RakatNtt.com – Leutuan terdiri atas dua kata dalam bahasa daerah Kedang, Lembata, yakni Leu dan Tuan. Leu berarti kampung, Tuan berarti lama. Dengan demikian, secara harafiah, Leutuan berarti “kampung lama” yang memberi bukti jejak keberadaan leluhur dan peradaban tempo lalu. Oleh karena itu, dalam sebuah diskusi, Eman Ubuq, salah seorang penggiat budaya Edang mengatakan, Leutuan juga bisa berarti kampung leluhur. Selain itu, perlu diketahui bahwa Leutuan juga menjadi pusat diadakan ritual adat sehingga memiliki nilai sakralitas tersendiri.

Para Pandu Budaya dalam kegiatan Sekolah Lapang Kearifan Lokal mengunjungi Leutuan Leuhoe', Desa Hoelea II, Kecamatan Omesuri, Kabupaten Lembata, NTT


Di Kabupaten Lembata, tepatnya di Kedang, Kecamatan Omesuri dan Buyasuri, terdapat banyak Leutuan di setiap kampung. Dari banyak Leutuan tersebut, salah satu Leutuan yang memiliki keunikan dan wajib diketahui oleh publik yakni Leutuan Leuhoe’.

Di dalam kompleks Leutuan Leuhoe’ yang terdapat di Desa Hoelea II, Omesuri ini, terdapat beberapa rumah adat yang dimiliki oleh masing-masing suku/klan yang ada di kampung Leuhoe’. Dapat disebutkan beberapa suku yang ada di kampung ini yakni Leuhoe’ Tubar, Leuhoe’ Payong, Leuhoe’ Take’, Belutowe, Edang Wala dan beberapa suku yang lain.

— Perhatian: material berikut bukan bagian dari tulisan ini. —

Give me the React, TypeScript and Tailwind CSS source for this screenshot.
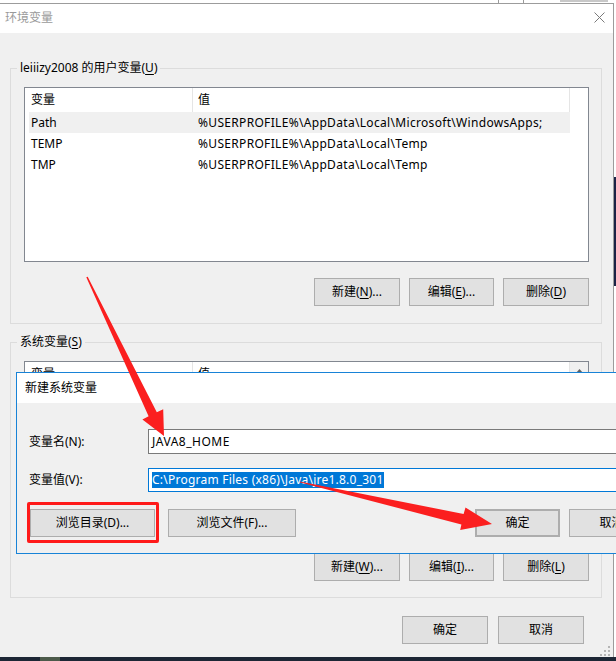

Saat mengunjungi Leutuan Leuhoe’ pada 23 Juni 2023 lalu, saya menemukan beberapa kesan positif yang memberi inspirasi tersendiri yakni sebagai berikut.

Menjaga Alam

Hutan menjadi bagian dari identitas Leutuan Leuhoe’. Sebab sebelum memasuki gerbang Leutuan Leuhoe’, para pengunjung akan melihat langsung jejeran pohon-pohon bertubuh raksasa berdiri menjulang memikul langit dan akarnya mencakar ke perut bumi. Pohon beringin, rumpun-rumpun bambu, kelapa dan aneka jenis pepohonan dedaunan hijau lainnya amat dilindungi dan dianggap sebagai saudara serahim.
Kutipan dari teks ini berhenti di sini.